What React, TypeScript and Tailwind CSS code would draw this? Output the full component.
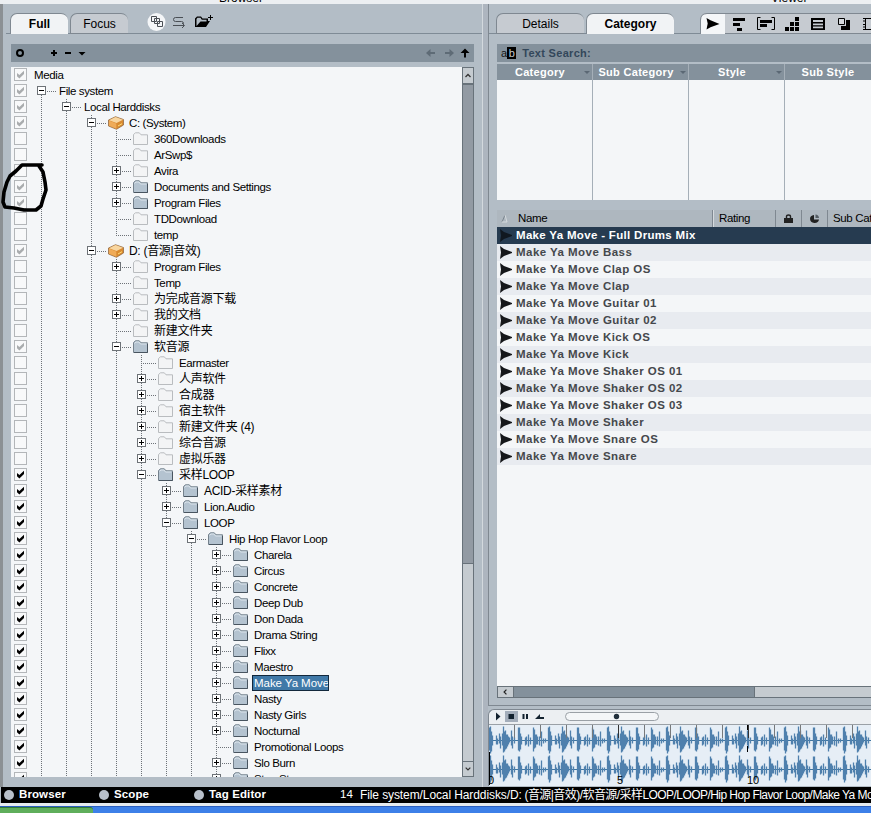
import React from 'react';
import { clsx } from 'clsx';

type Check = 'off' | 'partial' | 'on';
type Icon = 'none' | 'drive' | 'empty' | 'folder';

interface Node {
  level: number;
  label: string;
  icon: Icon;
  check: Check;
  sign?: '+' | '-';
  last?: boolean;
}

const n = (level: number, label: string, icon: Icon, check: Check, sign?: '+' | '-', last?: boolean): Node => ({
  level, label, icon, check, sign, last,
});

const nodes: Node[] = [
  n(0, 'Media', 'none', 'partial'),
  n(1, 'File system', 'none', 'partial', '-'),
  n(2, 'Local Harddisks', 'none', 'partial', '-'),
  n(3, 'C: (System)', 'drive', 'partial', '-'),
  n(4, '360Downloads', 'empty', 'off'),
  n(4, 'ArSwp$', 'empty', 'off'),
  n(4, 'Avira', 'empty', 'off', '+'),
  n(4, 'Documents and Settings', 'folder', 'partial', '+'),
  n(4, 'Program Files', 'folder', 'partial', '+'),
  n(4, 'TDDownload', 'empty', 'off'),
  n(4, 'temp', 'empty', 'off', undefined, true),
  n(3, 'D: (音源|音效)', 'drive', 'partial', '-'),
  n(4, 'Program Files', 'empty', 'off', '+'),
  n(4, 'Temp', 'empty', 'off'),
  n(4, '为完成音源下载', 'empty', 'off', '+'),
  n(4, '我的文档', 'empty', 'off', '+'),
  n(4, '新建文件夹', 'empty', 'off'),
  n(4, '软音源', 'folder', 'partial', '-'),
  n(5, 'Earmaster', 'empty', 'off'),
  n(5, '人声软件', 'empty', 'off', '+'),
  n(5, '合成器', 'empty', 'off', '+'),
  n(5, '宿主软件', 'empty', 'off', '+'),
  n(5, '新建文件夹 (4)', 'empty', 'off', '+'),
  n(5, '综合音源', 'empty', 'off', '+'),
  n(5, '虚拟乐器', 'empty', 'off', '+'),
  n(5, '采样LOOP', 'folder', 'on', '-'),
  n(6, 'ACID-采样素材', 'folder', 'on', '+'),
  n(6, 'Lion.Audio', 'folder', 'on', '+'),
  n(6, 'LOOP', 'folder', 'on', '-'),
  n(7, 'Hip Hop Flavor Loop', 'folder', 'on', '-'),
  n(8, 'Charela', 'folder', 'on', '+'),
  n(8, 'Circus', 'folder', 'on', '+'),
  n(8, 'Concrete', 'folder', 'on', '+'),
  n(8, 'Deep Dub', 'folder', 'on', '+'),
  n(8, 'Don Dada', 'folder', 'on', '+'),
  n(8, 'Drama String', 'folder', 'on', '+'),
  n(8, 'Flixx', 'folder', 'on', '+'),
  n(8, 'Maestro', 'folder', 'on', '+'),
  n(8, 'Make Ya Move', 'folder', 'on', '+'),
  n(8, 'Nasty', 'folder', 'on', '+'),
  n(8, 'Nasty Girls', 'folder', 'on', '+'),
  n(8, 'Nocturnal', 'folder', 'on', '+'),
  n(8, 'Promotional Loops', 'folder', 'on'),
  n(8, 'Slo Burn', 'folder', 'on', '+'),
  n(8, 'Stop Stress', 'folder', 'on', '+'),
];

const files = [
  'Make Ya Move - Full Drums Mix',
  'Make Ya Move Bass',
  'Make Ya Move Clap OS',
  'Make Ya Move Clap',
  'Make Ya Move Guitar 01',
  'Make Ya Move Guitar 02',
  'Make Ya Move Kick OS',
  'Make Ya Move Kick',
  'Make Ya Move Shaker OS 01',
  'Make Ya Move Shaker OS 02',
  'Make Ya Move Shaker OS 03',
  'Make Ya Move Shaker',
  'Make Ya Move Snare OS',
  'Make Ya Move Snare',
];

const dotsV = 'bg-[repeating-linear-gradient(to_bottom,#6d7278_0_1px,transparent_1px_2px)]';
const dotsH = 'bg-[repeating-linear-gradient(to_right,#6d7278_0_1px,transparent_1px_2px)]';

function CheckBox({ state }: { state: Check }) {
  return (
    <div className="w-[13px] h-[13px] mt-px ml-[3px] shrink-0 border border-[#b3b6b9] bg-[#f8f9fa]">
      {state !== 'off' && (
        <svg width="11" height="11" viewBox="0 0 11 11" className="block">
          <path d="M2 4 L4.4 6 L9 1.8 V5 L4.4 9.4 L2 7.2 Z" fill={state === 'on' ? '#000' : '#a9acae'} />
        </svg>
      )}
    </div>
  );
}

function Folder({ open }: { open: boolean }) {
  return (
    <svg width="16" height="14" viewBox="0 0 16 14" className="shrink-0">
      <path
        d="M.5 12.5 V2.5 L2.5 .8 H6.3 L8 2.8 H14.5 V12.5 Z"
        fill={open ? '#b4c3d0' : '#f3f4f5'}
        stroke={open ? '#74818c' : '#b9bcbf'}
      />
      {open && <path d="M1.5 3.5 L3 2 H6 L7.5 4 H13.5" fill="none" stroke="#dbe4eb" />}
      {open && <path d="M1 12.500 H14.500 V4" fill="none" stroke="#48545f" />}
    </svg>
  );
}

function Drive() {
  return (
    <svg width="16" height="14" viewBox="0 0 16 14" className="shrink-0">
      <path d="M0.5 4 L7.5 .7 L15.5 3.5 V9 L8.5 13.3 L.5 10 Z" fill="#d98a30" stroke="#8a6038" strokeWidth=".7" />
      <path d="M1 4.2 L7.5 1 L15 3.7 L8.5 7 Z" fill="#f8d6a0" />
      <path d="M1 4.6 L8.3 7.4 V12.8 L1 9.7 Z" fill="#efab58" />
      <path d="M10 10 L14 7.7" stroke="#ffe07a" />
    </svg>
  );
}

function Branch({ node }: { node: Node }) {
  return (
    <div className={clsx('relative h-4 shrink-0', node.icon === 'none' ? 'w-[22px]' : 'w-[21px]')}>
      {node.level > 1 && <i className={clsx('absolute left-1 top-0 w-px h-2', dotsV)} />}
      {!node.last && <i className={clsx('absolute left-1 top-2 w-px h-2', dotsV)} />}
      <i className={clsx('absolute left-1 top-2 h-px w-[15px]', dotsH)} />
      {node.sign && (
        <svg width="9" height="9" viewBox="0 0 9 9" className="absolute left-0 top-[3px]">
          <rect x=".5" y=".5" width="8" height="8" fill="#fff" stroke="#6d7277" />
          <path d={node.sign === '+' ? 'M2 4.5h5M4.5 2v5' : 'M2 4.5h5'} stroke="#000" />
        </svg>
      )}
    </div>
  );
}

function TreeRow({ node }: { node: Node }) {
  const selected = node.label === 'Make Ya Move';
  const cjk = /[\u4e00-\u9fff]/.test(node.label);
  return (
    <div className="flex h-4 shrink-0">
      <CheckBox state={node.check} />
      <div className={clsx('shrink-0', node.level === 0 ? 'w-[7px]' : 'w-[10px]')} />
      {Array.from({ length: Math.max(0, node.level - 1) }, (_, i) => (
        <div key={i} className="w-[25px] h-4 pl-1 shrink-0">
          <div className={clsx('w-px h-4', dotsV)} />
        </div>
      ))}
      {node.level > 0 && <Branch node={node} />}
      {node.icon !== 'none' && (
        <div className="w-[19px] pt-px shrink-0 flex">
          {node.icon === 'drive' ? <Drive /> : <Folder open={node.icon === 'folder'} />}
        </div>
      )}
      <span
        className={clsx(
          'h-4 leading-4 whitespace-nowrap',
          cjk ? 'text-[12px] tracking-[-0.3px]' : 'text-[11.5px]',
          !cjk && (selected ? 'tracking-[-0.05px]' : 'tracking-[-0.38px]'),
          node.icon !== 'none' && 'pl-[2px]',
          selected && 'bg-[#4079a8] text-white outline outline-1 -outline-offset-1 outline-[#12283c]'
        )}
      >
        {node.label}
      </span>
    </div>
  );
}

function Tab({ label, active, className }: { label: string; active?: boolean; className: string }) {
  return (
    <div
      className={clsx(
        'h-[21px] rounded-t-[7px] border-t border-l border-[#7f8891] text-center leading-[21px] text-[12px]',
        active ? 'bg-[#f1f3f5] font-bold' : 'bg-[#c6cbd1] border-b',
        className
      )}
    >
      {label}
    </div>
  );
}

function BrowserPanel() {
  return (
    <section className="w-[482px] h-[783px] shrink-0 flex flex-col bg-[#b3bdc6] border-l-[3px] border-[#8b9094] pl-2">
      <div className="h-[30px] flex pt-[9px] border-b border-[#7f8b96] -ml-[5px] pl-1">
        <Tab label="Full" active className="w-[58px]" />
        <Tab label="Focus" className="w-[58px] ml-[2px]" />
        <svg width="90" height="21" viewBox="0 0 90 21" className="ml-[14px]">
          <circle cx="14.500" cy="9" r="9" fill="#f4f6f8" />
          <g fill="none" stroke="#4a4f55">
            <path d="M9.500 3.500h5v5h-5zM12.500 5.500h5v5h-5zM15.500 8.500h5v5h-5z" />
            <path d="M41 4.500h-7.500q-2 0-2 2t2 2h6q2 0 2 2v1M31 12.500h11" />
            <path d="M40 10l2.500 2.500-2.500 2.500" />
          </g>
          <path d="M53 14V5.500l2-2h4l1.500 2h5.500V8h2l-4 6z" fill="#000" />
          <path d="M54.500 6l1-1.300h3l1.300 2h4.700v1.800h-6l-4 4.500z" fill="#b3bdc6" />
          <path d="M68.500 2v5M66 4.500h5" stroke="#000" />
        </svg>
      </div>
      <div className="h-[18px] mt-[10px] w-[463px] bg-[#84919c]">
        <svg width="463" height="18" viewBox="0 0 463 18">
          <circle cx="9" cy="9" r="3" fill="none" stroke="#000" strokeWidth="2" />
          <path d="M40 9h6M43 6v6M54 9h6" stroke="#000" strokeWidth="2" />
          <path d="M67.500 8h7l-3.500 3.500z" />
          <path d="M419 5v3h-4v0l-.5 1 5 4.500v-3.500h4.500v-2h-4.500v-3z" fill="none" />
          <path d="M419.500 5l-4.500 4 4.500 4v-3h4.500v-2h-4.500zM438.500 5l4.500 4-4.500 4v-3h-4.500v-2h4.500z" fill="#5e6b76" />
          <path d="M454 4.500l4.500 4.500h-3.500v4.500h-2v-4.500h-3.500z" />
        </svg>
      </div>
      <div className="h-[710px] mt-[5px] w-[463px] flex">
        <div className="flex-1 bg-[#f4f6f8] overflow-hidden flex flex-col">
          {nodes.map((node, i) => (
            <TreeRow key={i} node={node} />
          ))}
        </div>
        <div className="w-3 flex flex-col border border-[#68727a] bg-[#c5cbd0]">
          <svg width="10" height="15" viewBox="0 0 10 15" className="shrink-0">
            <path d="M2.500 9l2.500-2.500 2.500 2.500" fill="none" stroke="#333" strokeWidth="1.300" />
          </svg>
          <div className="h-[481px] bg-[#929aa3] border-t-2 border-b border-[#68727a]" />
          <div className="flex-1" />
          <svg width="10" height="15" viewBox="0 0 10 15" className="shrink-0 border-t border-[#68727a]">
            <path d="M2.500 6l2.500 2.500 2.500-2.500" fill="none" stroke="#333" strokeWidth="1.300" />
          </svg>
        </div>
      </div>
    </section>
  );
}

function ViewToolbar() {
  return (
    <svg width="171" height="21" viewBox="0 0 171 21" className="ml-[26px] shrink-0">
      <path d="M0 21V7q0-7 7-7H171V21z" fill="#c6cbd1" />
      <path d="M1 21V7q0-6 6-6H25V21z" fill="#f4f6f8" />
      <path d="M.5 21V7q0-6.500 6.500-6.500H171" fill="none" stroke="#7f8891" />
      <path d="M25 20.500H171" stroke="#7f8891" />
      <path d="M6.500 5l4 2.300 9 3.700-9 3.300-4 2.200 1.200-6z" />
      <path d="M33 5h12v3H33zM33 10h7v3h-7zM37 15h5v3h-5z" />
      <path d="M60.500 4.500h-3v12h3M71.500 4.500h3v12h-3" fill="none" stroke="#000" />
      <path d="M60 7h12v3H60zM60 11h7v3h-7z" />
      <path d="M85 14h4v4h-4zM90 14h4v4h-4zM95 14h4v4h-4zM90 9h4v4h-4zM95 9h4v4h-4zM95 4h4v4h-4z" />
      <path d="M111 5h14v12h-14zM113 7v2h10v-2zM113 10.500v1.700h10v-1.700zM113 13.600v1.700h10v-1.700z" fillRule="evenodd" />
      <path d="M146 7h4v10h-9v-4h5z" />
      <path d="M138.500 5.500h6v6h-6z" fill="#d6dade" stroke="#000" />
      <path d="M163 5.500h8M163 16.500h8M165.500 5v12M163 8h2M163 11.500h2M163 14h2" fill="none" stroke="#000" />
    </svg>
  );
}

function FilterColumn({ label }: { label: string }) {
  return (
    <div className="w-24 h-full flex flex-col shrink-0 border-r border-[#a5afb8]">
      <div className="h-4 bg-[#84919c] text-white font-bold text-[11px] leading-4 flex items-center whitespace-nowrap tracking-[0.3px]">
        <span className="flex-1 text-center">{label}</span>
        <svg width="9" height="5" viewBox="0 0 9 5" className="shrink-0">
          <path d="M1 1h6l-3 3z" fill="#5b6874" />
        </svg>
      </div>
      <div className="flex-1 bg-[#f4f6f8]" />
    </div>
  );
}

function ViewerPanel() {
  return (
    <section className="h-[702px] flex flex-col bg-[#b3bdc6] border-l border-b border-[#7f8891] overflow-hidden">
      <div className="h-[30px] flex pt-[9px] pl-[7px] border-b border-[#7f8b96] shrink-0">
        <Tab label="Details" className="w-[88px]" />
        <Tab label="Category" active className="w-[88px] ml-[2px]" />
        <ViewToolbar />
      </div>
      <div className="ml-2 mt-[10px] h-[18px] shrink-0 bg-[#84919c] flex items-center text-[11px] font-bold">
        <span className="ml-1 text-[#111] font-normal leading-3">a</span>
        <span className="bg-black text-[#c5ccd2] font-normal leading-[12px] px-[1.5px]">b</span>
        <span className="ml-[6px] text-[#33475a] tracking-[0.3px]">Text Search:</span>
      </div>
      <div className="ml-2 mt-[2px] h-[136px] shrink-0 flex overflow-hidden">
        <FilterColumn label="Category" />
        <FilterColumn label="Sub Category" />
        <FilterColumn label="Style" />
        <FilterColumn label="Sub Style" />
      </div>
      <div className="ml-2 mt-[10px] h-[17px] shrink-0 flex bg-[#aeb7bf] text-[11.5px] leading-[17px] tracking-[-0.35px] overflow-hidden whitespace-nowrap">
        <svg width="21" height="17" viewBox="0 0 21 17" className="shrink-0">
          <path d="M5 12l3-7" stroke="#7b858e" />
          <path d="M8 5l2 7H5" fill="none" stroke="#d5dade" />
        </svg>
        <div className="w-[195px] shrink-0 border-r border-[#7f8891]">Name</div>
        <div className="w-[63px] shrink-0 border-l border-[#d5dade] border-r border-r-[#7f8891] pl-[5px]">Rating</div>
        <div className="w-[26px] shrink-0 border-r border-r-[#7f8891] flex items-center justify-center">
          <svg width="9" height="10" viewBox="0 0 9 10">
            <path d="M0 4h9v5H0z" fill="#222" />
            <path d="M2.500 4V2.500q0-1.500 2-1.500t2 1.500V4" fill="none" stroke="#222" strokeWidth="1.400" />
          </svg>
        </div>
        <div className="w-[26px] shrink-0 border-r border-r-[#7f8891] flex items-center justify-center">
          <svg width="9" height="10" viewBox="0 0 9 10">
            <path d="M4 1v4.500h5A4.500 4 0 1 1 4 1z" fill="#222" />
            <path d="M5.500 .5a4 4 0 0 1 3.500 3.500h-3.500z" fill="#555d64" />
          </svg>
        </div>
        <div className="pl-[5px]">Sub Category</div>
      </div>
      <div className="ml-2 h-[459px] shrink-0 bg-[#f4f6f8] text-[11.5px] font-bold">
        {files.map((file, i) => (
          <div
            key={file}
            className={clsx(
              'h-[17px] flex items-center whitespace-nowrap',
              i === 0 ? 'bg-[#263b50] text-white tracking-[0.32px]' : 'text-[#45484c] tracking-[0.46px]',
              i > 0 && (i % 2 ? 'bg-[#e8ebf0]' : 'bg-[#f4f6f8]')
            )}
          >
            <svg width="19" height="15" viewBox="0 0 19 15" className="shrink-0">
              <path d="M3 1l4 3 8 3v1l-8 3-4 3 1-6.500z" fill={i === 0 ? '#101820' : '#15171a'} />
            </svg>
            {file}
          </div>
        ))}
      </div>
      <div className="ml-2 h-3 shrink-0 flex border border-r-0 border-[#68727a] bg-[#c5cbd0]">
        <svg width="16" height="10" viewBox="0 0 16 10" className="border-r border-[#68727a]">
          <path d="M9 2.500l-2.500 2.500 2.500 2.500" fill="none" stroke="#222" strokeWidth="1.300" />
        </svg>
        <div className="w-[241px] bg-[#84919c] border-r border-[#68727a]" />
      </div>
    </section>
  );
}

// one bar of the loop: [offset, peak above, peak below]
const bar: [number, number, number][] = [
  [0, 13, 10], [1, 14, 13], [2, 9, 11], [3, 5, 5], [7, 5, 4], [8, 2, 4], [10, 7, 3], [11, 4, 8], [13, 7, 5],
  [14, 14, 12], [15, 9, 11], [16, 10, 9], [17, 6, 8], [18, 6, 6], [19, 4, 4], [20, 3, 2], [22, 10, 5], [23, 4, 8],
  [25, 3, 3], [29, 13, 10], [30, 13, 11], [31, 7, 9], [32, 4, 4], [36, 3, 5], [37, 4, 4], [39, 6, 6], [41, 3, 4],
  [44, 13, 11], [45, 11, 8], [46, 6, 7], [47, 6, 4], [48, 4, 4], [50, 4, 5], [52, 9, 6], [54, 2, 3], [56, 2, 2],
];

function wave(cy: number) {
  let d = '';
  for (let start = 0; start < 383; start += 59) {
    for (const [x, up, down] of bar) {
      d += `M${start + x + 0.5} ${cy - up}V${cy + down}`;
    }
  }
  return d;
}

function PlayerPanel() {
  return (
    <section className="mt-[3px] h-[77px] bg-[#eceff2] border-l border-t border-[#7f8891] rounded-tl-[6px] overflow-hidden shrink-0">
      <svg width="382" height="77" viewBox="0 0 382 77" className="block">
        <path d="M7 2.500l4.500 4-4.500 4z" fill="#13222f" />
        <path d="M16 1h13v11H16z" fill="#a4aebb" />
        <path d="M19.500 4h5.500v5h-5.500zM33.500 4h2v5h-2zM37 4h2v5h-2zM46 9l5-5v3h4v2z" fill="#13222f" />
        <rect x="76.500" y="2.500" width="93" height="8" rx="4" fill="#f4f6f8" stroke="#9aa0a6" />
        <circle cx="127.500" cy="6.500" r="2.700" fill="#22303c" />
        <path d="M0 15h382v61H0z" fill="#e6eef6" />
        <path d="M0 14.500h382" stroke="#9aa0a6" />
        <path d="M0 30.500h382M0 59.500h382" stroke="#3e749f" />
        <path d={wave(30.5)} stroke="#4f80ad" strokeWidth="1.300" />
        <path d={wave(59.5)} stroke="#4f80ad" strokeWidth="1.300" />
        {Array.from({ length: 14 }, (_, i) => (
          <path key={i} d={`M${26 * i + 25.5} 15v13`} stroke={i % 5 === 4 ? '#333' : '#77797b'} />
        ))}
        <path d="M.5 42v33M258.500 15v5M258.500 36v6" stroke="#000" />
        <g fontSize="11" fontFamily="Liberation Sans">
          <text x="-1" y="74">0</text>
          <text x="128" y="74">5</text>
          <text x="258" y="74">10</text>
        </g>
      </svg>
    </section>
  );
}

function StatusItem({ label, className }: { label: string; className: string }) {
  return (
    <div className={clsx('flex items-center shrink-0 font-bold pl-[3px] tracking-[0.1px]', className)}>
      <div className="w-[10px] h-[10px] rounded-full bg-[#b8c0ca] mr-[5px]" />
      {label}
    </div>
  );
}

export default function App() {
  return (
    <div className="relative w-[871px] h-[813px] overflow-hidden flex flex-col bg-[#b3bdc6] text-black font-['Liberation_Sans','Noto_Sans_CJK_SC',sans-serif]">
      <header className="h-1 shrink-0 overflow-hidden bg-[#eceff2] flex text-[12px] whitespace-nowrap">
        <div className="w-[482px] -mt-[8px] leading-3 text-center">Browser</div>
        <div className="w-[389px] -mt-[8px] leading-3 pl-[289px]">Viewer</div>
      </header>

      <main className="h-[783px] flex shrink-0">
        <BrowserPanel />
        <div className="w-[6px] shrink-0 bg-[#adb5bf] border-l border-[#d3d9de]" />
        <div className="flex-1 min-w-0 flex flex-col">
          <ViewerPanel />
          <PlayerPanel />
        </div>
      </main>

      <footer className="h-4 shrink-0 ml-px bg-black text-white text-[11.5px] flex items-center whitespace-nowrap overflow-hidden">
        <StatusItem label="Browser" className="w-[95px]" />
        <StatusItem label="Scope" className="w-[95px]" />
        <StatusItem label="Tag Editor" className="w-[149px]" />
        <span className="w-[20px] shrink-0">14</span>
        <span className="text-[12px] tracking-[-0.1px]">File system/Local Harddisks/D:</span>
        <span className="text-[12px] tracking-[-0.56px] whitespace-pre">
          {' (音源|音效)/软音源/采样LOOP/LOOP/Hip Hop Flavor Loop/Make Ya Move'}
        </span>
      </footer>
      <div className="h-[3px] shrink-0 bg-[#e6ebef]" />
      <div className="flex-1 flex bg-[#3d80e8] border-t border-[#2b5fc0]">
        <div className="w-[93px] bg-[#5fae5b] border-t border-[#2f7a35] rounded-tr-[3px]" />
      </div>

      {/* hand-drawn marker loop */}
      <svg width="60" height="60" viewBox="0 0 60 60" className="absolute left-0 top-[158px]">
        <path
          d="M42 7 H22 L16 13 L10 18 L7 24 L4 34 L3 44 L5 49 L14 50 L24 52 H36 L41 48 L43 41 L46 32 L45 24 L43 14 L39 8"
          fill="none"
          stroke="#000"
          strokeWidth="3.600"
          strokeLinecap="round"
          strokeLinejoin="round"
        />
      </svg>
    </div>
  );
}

★ ★ ★ ★ ★ ★ ★

** DESCRIPTION OF THE TASK **
Give solely the number of lines in the data that contain the string "React".

** EXERCISE RESULT **
2